> _What to work on_: Repeat what the lines below say, word for word, and skip every image.

> _Dataset content_:
....................

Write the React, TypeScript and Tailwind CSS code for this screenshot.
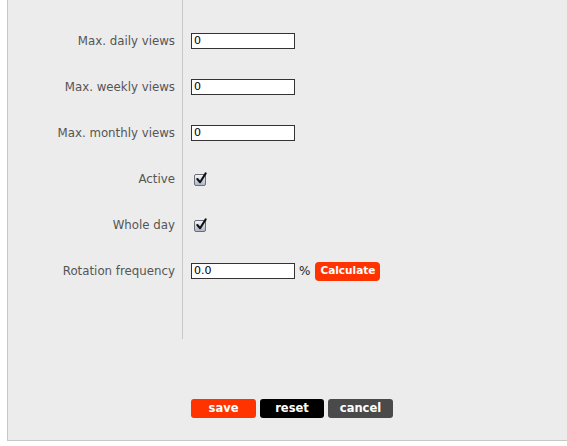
import React from "react";

const font = { fontFamily: '"DejaVu Sans", Verdana, sans-serif' };

function Check() {
  return (
    <span className="relative inline-block w-[12px] h-[12px] rounded-[2px] border border-[#6b6f78] bg-gradient-to-b from-[#f4f6fa] to-[#aeb6c6]">
      <svg viewBox="0 0 14 14" className="absolute left-[0px] top-[-3px] w-[13px] h-[13px]">
        <path d="M2.5 7.5 L5.5 11 L11.5 1.5" fill="none" stroke="#111" strokeWidth="2.2" strokeLinecap="round" strokeLinejoin="round" />
      </svg>
    </span>
  );
}

function Row({ label, children }: { label: string; children: React.ReactNode }) {
  return (
    <div className="flex h-[46px] items-center">
      <div className="w-[175px] pr-[8px] pt-[2px] text-right text-[11.8px] text-[#555]">{label}</div>
      <div className="flex items-center pl-[8px]">{children}</div>
    </div>
  );
}

function Input({ value }: { value: string }) {
  return (
    <div className="w-[104px] h-[16px] border border-[#333] bg-white pl-[2px] text-[11px] leading-[14px] text-[#000]">{value}</div>
  );
}

export default function App() {
  return (
    <div className="w-[567px] h-[446px] bg-white overflow-hidden" style={font}>
      <div className="ml-[7px] w-[600px] h-[441px] bg-[#ececec] border-l border-b border-[#c8c8c8] flex flex-col">
        <div className="relative pt-[18px] h-[339px]">
          <div className="absolute left-[174px] top-0 h-[339px] w-px bg-[#c8c8c8]" />
          <Row label="Max. daily views"><Input value="0" /></Row>
          <Row label="Max. weekly views"><Input value="0" /></Row>
          <Row label="Max. monthly views"><Input value="0" /></Row>
          <Row label="Active"><span className="ml-[3px] mt-[1px] flex"><Check /></span></Row>
          <Row label="Whole day"><span className="ml-[3px] mt-[1px] flex"><Check /></span></Row>
          <Row label="Rotation frequency">
            <Input value="0.0" />
            <span className="ml-[4px] text-[12px] text-[#222]">%</span>
            <span className="ml-[5px] w-[65px] h-[19px] rounded-[4px] bg-[#ff3300] text-white font-bold text-[10.5px] flex items-center justify-center">Calculate</span>
          </Row>
        </div>
        <div className="mt-[60px] flex gap-[4px] pl-[183px]">
          <span className="w-[65px] h-[19px] rounded-[3px] bg-[#ff3300] text-white font-bold text-[11.5px] flex items-center justify-center">save</span>
          <span className="w-[64px] h-[19px] rounded-[3px] bg-black text-white font-bold text-[11.5px] flex items-center justify-center">reset</span>
          <span className="w-[65px] h-[19px] rounded-[3px] bg-[#4a4a4a] text-white font-bold text-[11.5px] flex items-center justify-center">cancel</span>
        </div>
      </div>
    </div>
  );
}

....................

> _Answer for this exercise_:
Write the React, TypeScript and Tailwind CSS code for this screenshot.
import React from "react";

const font = { fontFamily: '"DejaVu Sans", Verdana, sans-serif' };

function Check() {
  return (
    <span className="relative inline-block w-[12px] h-[12px] rounded-[2px] border border-[#6b6f78] bg-gradient-to-b from-[#f4f6fa] to-[#aeb6c6]">
      <svg viewBox="0 0 14 14" className="absolute left-[0px] top-[-3px] w-[13px] h-[13px]">
        <path d="M2.5 7.5 L5.5 11 L11.5 1.5" fill="none" stroke="#111" strokeWidth="2.2" strokeLinecap="round" strokeLinejoin="round" />
      </svg>
    </span>
  );
}

function Row({ label, children }: { label: string; children: React.ReactNode }) {
  return (
    <div className="flex h-[46px] items-center">
      <div className="w-[175px] pr-[8px] pt-[2px] text-right text-[11.8px] text-[#555]">{label}</div>
      <div className="flex items-center pl-[8px]">{children}</div>
    </div>
  );
}

function Input({ value }: { value: string }) {
  return (
    <div className="w-[104px] h-[16px] border border-[#333] bg-white pl-[2px] text-[11px] leading-[14px] text-[#000]">{value}</div>
  );
}

export default function App() {
  return (
    <div className="w-[567px] h-[446px] bg-white overflow-hidden" style={font}>
      <div className="ml-[7px] w-[600px] h-[441px] bg-[#ececec] border-l border-b border-[#c8c8c8] flex flex-col">
        <div className="relative pt-[18px] h-[339px]">
          <div className="absolute left-[174px] top-0 h-[339px] w-px bg-[#c8c8c8]" />
          <Row label="Max. daily views"><Input value="0" /></Row>
          <Row label="Max. weekly views"><Input value="0" /></Row>
          <Row label="Max. monthly views"><Input value="0" /></Row>
          <Row label="Active"><span className="ml-[3px] mt-[1px] flex"><Check /></span></Row>
          <Row label="Whole day"><span className="ml-[3px] mt-[1px] flex"><Check /></span></Row>
          <Row label="Rotation frequency">
            <Input value="0.0" />
            <span className="ml-[4px] text-[12px] text-[#222]">%</span>
            <span className="ml-[5px] w-[65px] h-[19px] rounded-[4px] bg-[#ff3300] text-white font-bold text-[10.5px] flex items-center justify-center">Calculate</span>
          </Row>
        </div>
        <div className="mt-[60px] flex gap-[4px] pl-[183px]">
          <span className="w-[65px] h-[19px] rounded-[3px] bg-[#ff3300] text-white font-bold text-[11.5px] flex items-center justify-center">save</span>
          <span className="w-[64px] h-[19px] rounded-[3px] bg-black text-white font-bold text-[11.5px] flex items-center justify-center">reset</span>
          <span className="w-[65px] h-[19px] rounded-[3px] bg-[#4a4a4a] text-white font-bold text-[11.5px] flex items-center justify-center">cancel</span>
        </div>
      </div>
    </div>
  );
}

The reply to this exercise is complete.